The saints are busy with food pantries and assistance

Outreach pantries around the state have been hit hard by increased demands.

GREENVILLE—The temporary closure of parishes across the diocese hasn’t slowed the work of St. Vincent de Paul societies, though some adjustments have been implemented in response to the COVID-19 pandemic.

The societies, which assist the most vulnerable in communities they serve, have been directed by the national conference to amend their normal face-to-face assistance, and adopt social distancing and remote responses to individual requests and needs. 

“In these unprecedented times, SVdP is shifting our service model from personalized face-to-face service to meeting basic needs while social distancing,” the society said in a prepared statement posted to its website. “We are tailoring our services to meet the unique needs of all the communities we serve.”

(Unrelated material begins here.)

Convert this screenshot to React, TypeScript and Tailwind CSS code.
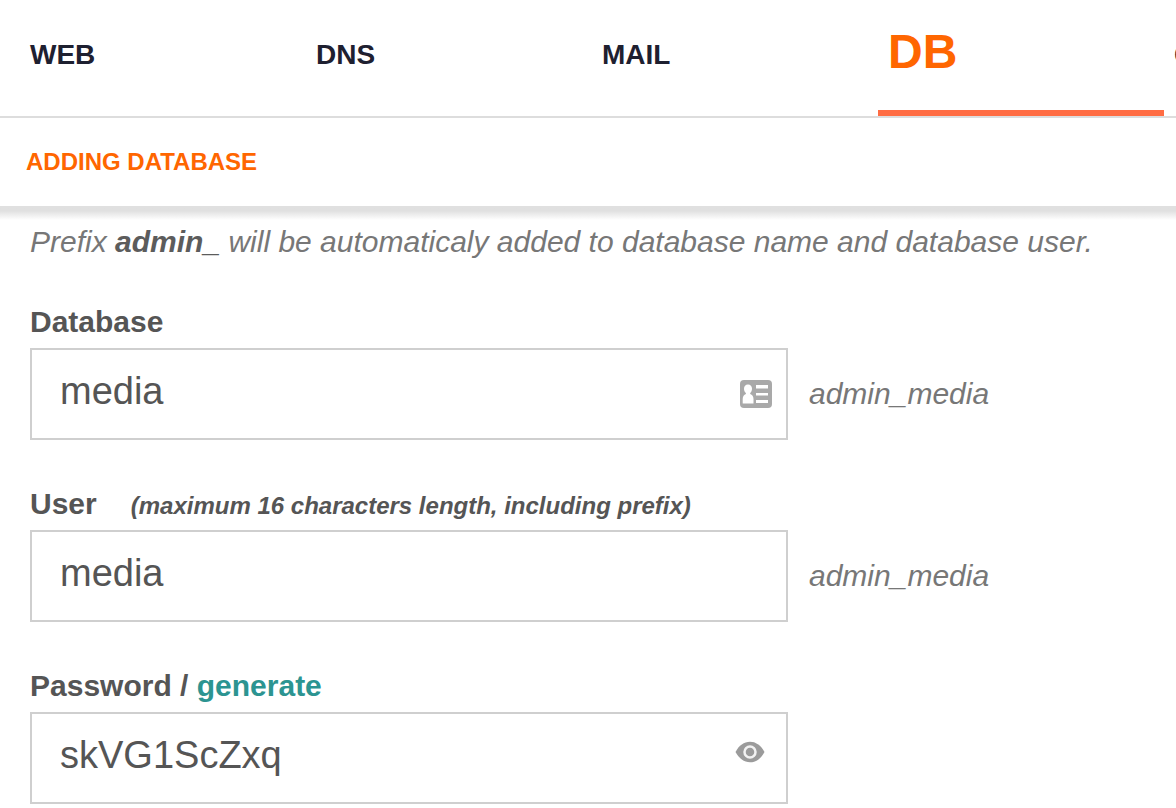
import React, { useState } from 'react';

const tabs = ['WEB', 'DNS', 'MAIL', 'DB', 'CRON'];

const inputClass =
  'block w-full h-[92px] border-2 border-[#cfcfcf] bg-white pl-7 pr-20 pb-[6px] text-[38px] text-[#555555] outline-none';

function CardIcon() {
  return (
    <svg viewBox="0 0 32 28" className="h-7 w-8" aria-hidden="true">
      <rect width="32" height="28" rx="4" fill="#a9a9a9" />
      <path
        d="M8 4.5c2.500 0 4 1.800 4 4.200 0 1.800-.7 3.300-1.800 4.200v1.200c2 .8 3.300 2.200 3.300 5V23.500H2.700v-4.400c0-2.800 1.300-4.200 3.200-5v-1.200C4.700 12 4 10.500 4 8.700c0-2.400 1.500-4.200 4-4.200z"
        fill="#fff"
      />
      <path d="M16 5h12v3.500H16zM16 13h12v2.500H16zM16 20h12v3H16z" fill="#fff" />
    </svg>
  );
}

function EyeIcon() {
  return (
    <svg viewBox="0 0 30 22" className="h-[22px] w-[30px]" aria-hidden="true">
      <path d="M.5 11C4 4.500 9 .8 15 .8S26 4.500 29.500 11C26 17.500 21 21.200 15 21.200S4 17.500.5 11z" fill="#9b9b9b" />
      <circle cx="15" cy="11" r="5.500" fill="none" stroke="#f2f2f2" strokeWidth="2.500" />
    </svg>
  );
}

export default function App() {
  const [database, setDatabase] = useState('media');
  const [user, setUser] = useState('media');
  const [password, setPassword] = useState('skVG1ScZxq');

  return (
    <div className="min-h-screen overflow-x-hidden bg-white font-['Liberation_Sans',Arial,sans-serif] text-[#555555]">
      <nav className="flex h-[118px] overflow-hidden border-b-2 border-[#dddddd] pl-5">
        {tabs.map((tab) => (
          <a
            key={tab}
            href="#"
            className={
              tab === 'DB'
                ? 'w-[286px] shrink-0 border-b-6 border-[#ff6c43] pt-5 pl-[10px] text-5xl leading-[64px] font-bold text-[#ff6600]'
                : 'w-[286px] shrink-0 pt-6 pl-[10px] text-[28px] leading-[62px] font-bold text-[#1e2030]'
            }
          >
            {tab}
          </a>
        ))}
      </nav>

      <header className="flex h-[88px] items-center pl-[26px]">
        <h1 className="text-2xl font-bold text-[#ff6600]">ADDING DATABASE</h1>
      </header>
      <div className="h-[14px] bg-linear-to-b from-[#e0e0e0] from-35% to-white" />

      <form className="px-[30px]" onSubmit={(e) => e.preventDefault()}>
        <p className="mt-[2px] text-[30px] leading-10 text-[#777777] italic">
          Prefix <b className="text-[#5c5c5c]">admin_</b> will be automaticaly added to database name
          and database user.
        </p>

        <div className="mt-10">
          <label htmlFor="database" className="block h-[46px] text-[30px] leading-10 font-bold">
            Database
          </label>
          <div className="flex items-center gap-[21px]">
            <div className="relative w-full max-w-[758px]">
              <input
                id="database"
                className={inputClass}
                value={database}
                onChange={(e) => setDatabase(e.target.value)}
              />
              <span className="absolute top-8 right-4">
                <CardIcon />
              </span>
            </div>
            <span className="pb-[2px] text-[30px] text-[#777777] italic">admin_{database}</span>
          </div>
        </div>

        <div className="mt-11">
          <label htmlFor="user" className="block h-[46px] text-[30px] leading-10 font-bold">
            User
            <span className="ml-[34px] text-2xl italic">
              (maximum 16 characters length, including prefix)
            </span>
          </label>
          <div className="flex items-center gap-[21px]">
            <div className="w-full max-w-[758px]">
              <input
                id="user"
                className={inputClass}
                value={user}
                onChange={(e) => setUser(e.target.value)}
              />
            </div>
            <span className="pb-[2px] text-[30px] text-[#777777] italic">admin_{user}</span>
          </div>
        </div>

        <div className="mt-11">
          <div className="h-[46px] text-[30px] leading-10 font-bold">
            <label htmlFor="password">Password</label> /{' '}
            <button type="button" className="text-[#2c9491]">
              generate
            </button>
          </div>
          <div className="relative w-full max-w-[758px]">
            <input
              id="password"
              className={inputClass}
              value={password}
              onChange={(e) => setPassword(e.target.value)}
            />
            <button
              type="button"
              aria-label="Toggle password"
              className="absolute top-[29px] right-[23px]"
            >
              <EyeIcon />
            </button>
          </div>
        </div>
      </form>
    </div>
  );
}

Two of the larger Upstate parishes, Prince of Peace in Taylors and St. Mary Magdalene in Simpsonville, continue to provide services to the at-risk populations they serve, though the level of that service has been adjusted since Bishop Robert E. Guglielmone announced parish closures March 11.

 The Prince of Peace society has been shut down since March 16, said Simone Imber, conference president.  

“We did over-the-phone interviews the first week of shut down, for some utility bills that we promised to pay,” she explained.

Imber said the volume of service has dropped significantly since the parish closures were implemented.

“We normally serve 15-17 people each Monday. Now we have served a total of 18 people from March 16th to April 6th,” he said. 

Phone calls have also fallen. Numbers that typically average 200 a month this time of the year have dropped to a handful. Some days they have no calls, Imber said.

The Prince of Peace conference has also seen a recent drop in monetary donations, forcing it to shift its focus to delivering “food only,” Imber said. They offer drive-up pick-up and delivery to residences, which is dropped off at a person’s front door or porch.

“We are trying not to turn anybody down that is in need, but we take the safety of our volunteers and the people in need very seriously,” Imber said.

Valerie Schonewald, president of the Society of St. Vincent de Paul at St. Mary Magdalene, said they continue to serve clients with health or transportation issues by delivering food boxes to them each week. Each parcel includes a list of locations of other pantries in the area, she said.

The pantry typically serves around 150 individuals and families, a figure Schonewald said has risen as the number of furloughs and layoffs increase, and local businesses remain closed. It’s a challenge the conference and its parish will meet, she said.

Schonewald said they recently responded to the parish’s Hispanic Outreach, which saw a three-fold increase in the number of families in need of food. 

“We thank God that they are able to reach out to our community in this way and that we are able to serve,” she said. “Our parishioners have been absolutely a blessing to us as they continue to donate non-perishables to the food pantry. They have taken to heart the corporal work of mercy of feeding the hungry. They are our partners in our mission to serve the needy, not only of our parish but of all Greenville County.”